**Written exercise:**
Write out the full set of records exactly. Any pictures in them do not belong in the copy.

[START OF Data for the task]

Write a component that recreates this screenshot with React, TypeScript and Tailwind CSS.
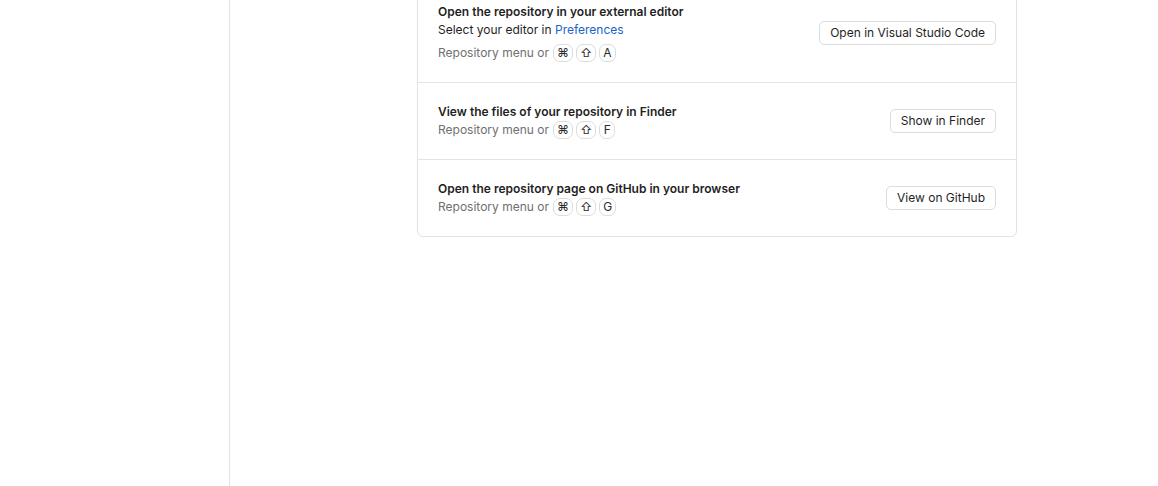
import React from 'react';

type Row = {
  title: string;
  editor?: boolean;
  keyChar: string;
  button: string;
};

const rows: Row[] = [
  {
    title: 'Open the repository in your external editor',
    editor: true,
    keyChar: 'A',
    button: 'Open in Visual Studio Code',
  },
  {
    title: 'View the files of your repository in Finder',
    keyChar: 'F',
    button: 'Show in Finder',
  },
  {
    title: 'Open the repository page on GitHub in your browser',
    keyChar: 'G',
    button: 'View on GitHub',
  },
];

function Key({ children }: { children: React.ReactNode }) {
  return (
    <span className="inline-flex items-center justify-center min-w-[16px] h-[18px] px-[3px] rounded-[7px] border border-[#dcdcdc] bg-white text-[12px] leading-none text-[#2b2b2b]">
      {children}
    </span>
  );
}

function ActionRow({ row, last }: { row: Row; last: boolean }) {
  return (
    <div
      className={`flex items-center justify-between px-5 py-5 ${
        last ? '' : 'border-b border-[#e4e4e4]'
      }`}
    >
      <div className="flex flex-col">
        <span className="text-[12px] leading-[18px] font-semibold text-[#1f1f1f]">
          {row.title}
        </span>
        {row.editor && (
          <span className="text-[12px] leading-[18px] text-[#1f1f1f]">
            Select your editor in{' '}
            <span className="text-[#1a64cc]">Preferences</span>
          </span>
        )}
        <div
          className={`flex items-center gap-[3px] text-[12px] text-[#707070] ${
            row.editor ? 'mt-[5px]' : ''
          }`}
        >
          <span className="mr-[1px]">Repository menu or</span>
          <Key>⌘</Key>
          <Key>⇧</Key>
          <Key>{row.keyChar}</Key>
        </div>
      </div>
      <button className="h-[24px] px-[10px] rounded-[5px] border border-[#dcdcdc] bg-white text-[12px] text-[#1f1f1f]">
        {row.button}
      </button>
    </div>
  );
}

export default function App() {
  return (
    <div className="flex h-[486px] w-[1158px] overflow-hidden bg-white font-['Inter','Noto_Sans',sans-serif]">
      <aside className="w-[230px] shrink-0 border-r border-[#e2e2e2] bg-white" />
      <main className="flex-1 pl-[187px]">
        <div className="-mt-[18px] w-[600px] rounded-b-[6px] border border-[#e2e2e2] bg-white">
          {rows.map((row, i) => (
            <ActionRow key={row.title} row={row} last={i === rows.length - 1} />
          ))}
        </div>
      </main>
    </div>
  );
}
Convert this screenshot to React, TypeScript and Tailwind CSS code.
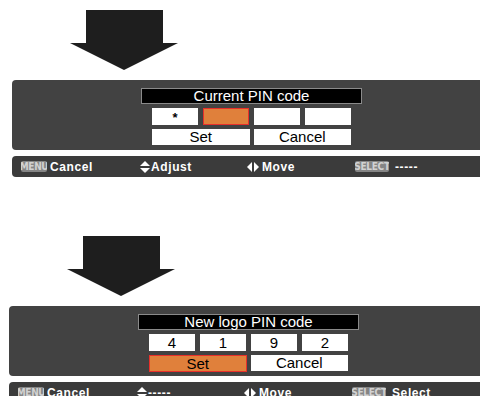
import React from 'react';

const font = { fontFamily: '"Liberation Sans", Arial, sans-serif' };

function DownArrow() {
  return (
    <svg width="108" height="60" viewBox="0 0 108 60">
      <rect x="16" y="0" width="77" height="34" fill="#1e1e1e" />
      <polygon points="0,33 108,33 54,60" fill="#1e1e1e" />
    </svg>
  );
}

function Badge({ label, w }: { label: string; w: string }) {
  return (
    <span
      className={`${w} h-[11px] flex items-center justify-center rounded-[2px] bg-[#858585] text-[#d2d2d2] text-[10px] font-bold leading-none tracking-[-0.3px] overflow-hidden`}
      style={{ fontFamily: '"Liberation Sans Narrow", "DejaVu Sans Condensed", sans-serif' }}
    >
      {label}
    </span>
  );
}

function UpDown() {
  return (
    <svg width="10" height="12" viewBox="0 0 10 12">
      <polygon points="5,0 10,5 0,5" fill="#fff" />
      <polygon points="0,7 10,7 5,12" fill="#fff" />
    </svg>
  );
}

function LeftRight() {
  return (
    <svg width="12" height="10" viewBox="0 0 12 10">
      <polygon points="0,5 5,0 5,10" fill="#fff" />
      <polygon points="7,0 12,5 7,10" fill="#fff" />
    </svg>
  );
}

interface ScreenProps {
  title: string;
  digits: string[];
  activeDigit: number | null;
  setActive: boolean;
  adjust: string;
  select: string;
  shift: string;
}

function Screen({ title, digits, activeDigit, setActive, adjust, select, shift }: ScreenProps) {
  return (
    <div className={shift}>
      {/* arrow */}
      <div className="h-[80px] pt-[10px] pl-[70px]">
        <DownArrow />
      </div>

      {/* PIN panel */}
      <div className="ml-[12px] h-[70px] bg-[#424242] rounded-l-[4px] pl-[129px] pt-[8px]" style={font}>
        <div className="w-[221px]">
          <div className="h-[16px] bg-black border border-[#8a8a8a] text-white text-[15px] leading-[14px] text-center">
            {title}
          </div>
          <div className="mx-[11px] mt-[4px] grid grid-cols-4 gap-[5px]">
            {digits.map((d, i) => (
              <div
                key={i}
                className={
                  i === activeDigit
                    ? 'h-[17px] bg-[#e0803b] border border-[#e8302a]'
                    : 'h-[17px] bg-white text-black text-[15px] leading-[17px] text-center'
                }
              >
                {d === '*' ? <span className="text-[13px] font-bold">*</span> : d}
              </div>
            ))}
          </div>
          <div className="mx-[11px] mt-[4px] grid grid-cols-2 gap-[4px]">
            <div
              className={
                setActive
                  ? 'h-[17px] bg-[#e0803b] border border-[#e8302a] text-black text-[15px] leading-[15px] text-center'
                  : 'h-[16px] bg-white text-black text-[15px] leading-[16px] text-center'
              }
            >
              Set
            </div>
            <div className="h-[16px] bg-white text-black text-[15px] leading-[16px] text-center">Cancel</div>
          </div>
        </div>
      </div>

      {/* guide bar */}
      <div
        className="ml-[12px] mt-[6px] h-[21px] bg-[#3b3b3b] rounded-l-[4px] pl-[9px] flex items-center text-white text-[12px] font-bold tracking-[0.6px]"
        style={font}
      >
        <div className="w-[119px] flex items-center gap-[3px]">
          <Badge label="MENU" w="w-[26px]" />
          <span>Cancel</span>
        </div>
        <div className="w-[107px] flex items-center gap-[1px]">
          <UpDown />
          <span>{adjust}</span>
        </div>
        <div className="w-[108px] flex items-center gap-[3px]">
          <LeftRight />
          <span>Move</span>
        </div>
        <div className="flex items-center gap-[6px]">
          <Badge label="SELECT" w="w-[34px]" />
          <span>{select}</span>
        </div>
      </div>
    </div>
  );
}

export default function App() {
  return (
    <div className="w-[480px] h-[396px] bg-white overflow-hidden">
      <Screen
        title="Current PIN code"
        digits={['*', '', '', '']}
        activeDigit={1}
        setActive={false}
        adjust="Adjust"
        select="-----"
        shift=""
      />
      <div className="h-[49px]" />
      <Screen
        title="New logo PIN code"
        digits={['4', '1', '9', '2']}
        activeDigit={null}
        setActive={true}
        adjust="-----"
        select="Select"
        shift="-ml-[3px]"
      />
    </div>
  );
}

[END OF Data for the task]

**Response for this exercise:**
Write a component that recreates this screenshot with React, TypeScript and Tailwind CSS.
import React from 'react';

type Row = {
  title: string;
  editor?: boolean;
  keyChar: string;
  button: string;
};

const rows: Row[] = [
  {
    title: 'Open the repository in your external editor',
    editor: true,
    keyChar: 'A',
    button: 'Open in Visual Studio Code',
  },
  {
    title: 'View the files of your repository in Finder',
    keyChar: 'F',
    button: 'Show in Finder',
  },
  {
    title: 'Open the repository page on GitHub in your browser',
    keyChar: 'G',
    button: 'View on GitHub',
  },
];

function Key({ children }: { children: React.ReactNode }) {
  return (
    <span className="inline-flex items-center justify-center min-w-[16px] h-[18px] px-[3px] rounded-[7px] border border-[#dcdcdc] bg-white text-[12px] leading-none text-[#2b2b2b]">
      {children}
    </span>
  );
}

function ActionRow({ row, last }: { row: Row; last: boolean }) {
  return (
    <div
      className={`flex items-center justify-between px-5 py-5 ${
        last ? '' : 'border-b border-[#e4e4e4]'
      }`}
    >
      <div className="flex flex-col">
        <span className="text-[12px] leading-[18px] font-semibold text-[#1f1f1f]">
          {row.title}
        </span>
        {row.editor && (
          <span className="text-[12px] leading-[18px] text-[#1f1f1f]">
            Select your editor in{' '}
            <span className="text-[#1a64cc]">Preferences</span>
          </span>
        )}
        <div
          className={`flex items-center gap-[3px] text-[12px] text-[#707070] ${
            row.editor ? 'mt-[5px]' : ''
          }`}
        >
          <span className="mr-[1px]">Repository menu or</span>
          <Key>⌘</Key>
          <Key>⇧</Key>
          <Key>{row.keyChar}</Key>
        </div>
      </div>
      <button className="h-[24px] px-[10px] rounded-[5px] border border-[#dcdcdc] bg-white text-[12px] text-[#1f1f1f]">
        {row.button}
      </button>
    </div>
  );
}

export default function App() {
  return (
    <div className="flex h-[486px] w-[1158px] overflow-hidden bg-white font-['Inter','Noto_Sans',sans-serif]">
      <aside className="w-[230px] shrink-0 border-r border-[#e2e2e2] bg-white" />
      <main className="flex-1 pl-[187px]">
        <div className="-mt-[18px] w-[600px] rounded-b-[6px] border border-[#e2e2e2] bg-white">
          {rows.map((row, i) => (
            <ActionRow key={row.title} row={row} last={i === rows.length - 1} />
          ))}
        </div>
      </main>
    </div>
  );
}
Convert this screenshot to React, TypeScript and Tailwind CSS code.
import React from 'react';

const font = { fontFamily: '"Liberation Sans", Arial, sans-serif' };

function DownArrow() {
  return (
    <svg width="108" height="60" viewBox="0 0 108 60">
      <rect x="16" y="0" width="77" height="34" fill="#1e1e1e" />
      <polygon points="0,33 108,33 54,60" fill="#1e1e1e" />
    </svg>
  );
}

function Badge({ label, w }: { label: string; w: string }) {
  return (
    <span
      className={`${w} h-[11px] flex items-center justify-center rounded-[2px] bg-[#858585] text-[#d2d2d2] text-[10px] font-bold leading-none tracking-[-0.3px] overflow-hidden`}
      style={{ fontFamily: '"Liberation Sans Narrow", "DejaVu Sans Condensed", sans-serif' }}
    >
      {label}
    </span>
  );
}

function UpDown() {
  return (
    <svg width="10" height="12" viewBox="0 0 10 12">
      <polygon points="5,0 10,5 0,5" fill="#fff" />
      <polygon points="0,7 10,7 5,12" fill="#fff" />
    </svg>
  );
}

function LeftRight() {
  return (
    <svg width="12" height="10" viewBox="0 0 12 10">
      <polygon points="0,5 5,0 5,10" fill="#fff" />
      <polygon points="7,0 12,5 7,10" fill="#fff" />
    </svg>
  );
}

interface ScreenProps {
  title: string;
  digits: string[];
  activeDigit: number | null;
  setActive: boolean;
  adjust: string;
  select: string;
  shift: string;
}

function Screen({ title, digits, activeDigit, setActive, adjust, select, shift }: ScreenProps) {
  return (
    <div className={shift}>
      {/* arrow */}
      <div className="h-[80px] pt-[10px] pl-[70px]">
        <DownArrow />
      </div>

      {/* PIN panel */}
      <div className="ml-[12px] h-[70px] bg-[#424242] rounded-l-[4px] pl-[129px] pt-[8px]" style={font}>
        <div className="w-[221px]">
          <div className="h-[16px] bg-black border border-[#8a8a8a] text-white text-[15px] leading-[14px] text-center">
            {title}
          </div>
          <div className="mx-[11px] mt-[4px] grid grid-cols-4 gap-[5px]">
            {digits.map((d, i) => (
              <div
                key={i}
                className={
                  i === activeDigit
                    ? 'h-[17px] bg-[#e0803b] border border-[#e8302a]'
                    : 'h-[17px] bg-white text-black text-[15px] leading-[17px] text-center'
                }
              >
                {d === '*' ? <span className="text-[13px] font-bold">*</span> : d}
              </div>
            ))}
          </div>
          <div className="mx-[11px] mt-[4px] grid grid-cols-2 gap-[4px]">
            <div
              className={
                setActive
                  ? 'h-[17px] bg-[#e0803b] border border-[#e8302a] text-black text-[15px] leading-[15px] text-center'
                  : 'h-[16px] bg-white text-black text-[15px] leading-[16px] text-center'
              }
            >
              Set
            </div>
            <div className="h-[16px] bg-white text-black text-[15px] leading-[16px] text-center">Cancel</div>
          </div>
        </div>
      </div>

      {/* guide bar */}
      <div
        className="ml-[12px] mt-[6px] h-[21px] bg-[#3b3b3b] rounded-l-[4px] pl-[9px] flex items-center text-white text-[12px] font-bold tracking-[0.6px]"
        style={font}
      >
        <div className="w-[119px] flex items-center gap-[3px]">
          <Badge label="MENU" w="w-[26px]" />
          <span>Cancel</span>
        </div>
        <div className="w-[107px] flex items-center gap-[1px]">
          <UpDown />
          <span>{adjust}</span>
        </div>
        <div className="w-[108px] flex items-center gap-[3px]">
          <LeftRight />
          <span>Move</span>
        </div>
        <div className="flex items-center gap-[6px]">
          <Badge label="SELECT" w="w-[34px]" />
          <span>{select}</span>
        </div>
      </div>
    </div>
  );
}

export default function App() {
  return (
    <div className="w-[480px] h-[396px] bg-white overflow-hidden">
      <Screen
        title="Current PIN code"
        digits={['*', '', '', '']}
        activeDigit={1}
        setActive={false}
        adjust="Adjust"
        select="-----"
        shift=""
      />
      <div className="h-[49px]" />
      <Screen
        title="New logo PIN code"
        digits={['4', '1', '9', '2']}
        activeDigit={null}
        setActive={true}
        adjust="-----"
        select="Select"
        shift="-ml-[3px]"
      />
    </div>
  );
}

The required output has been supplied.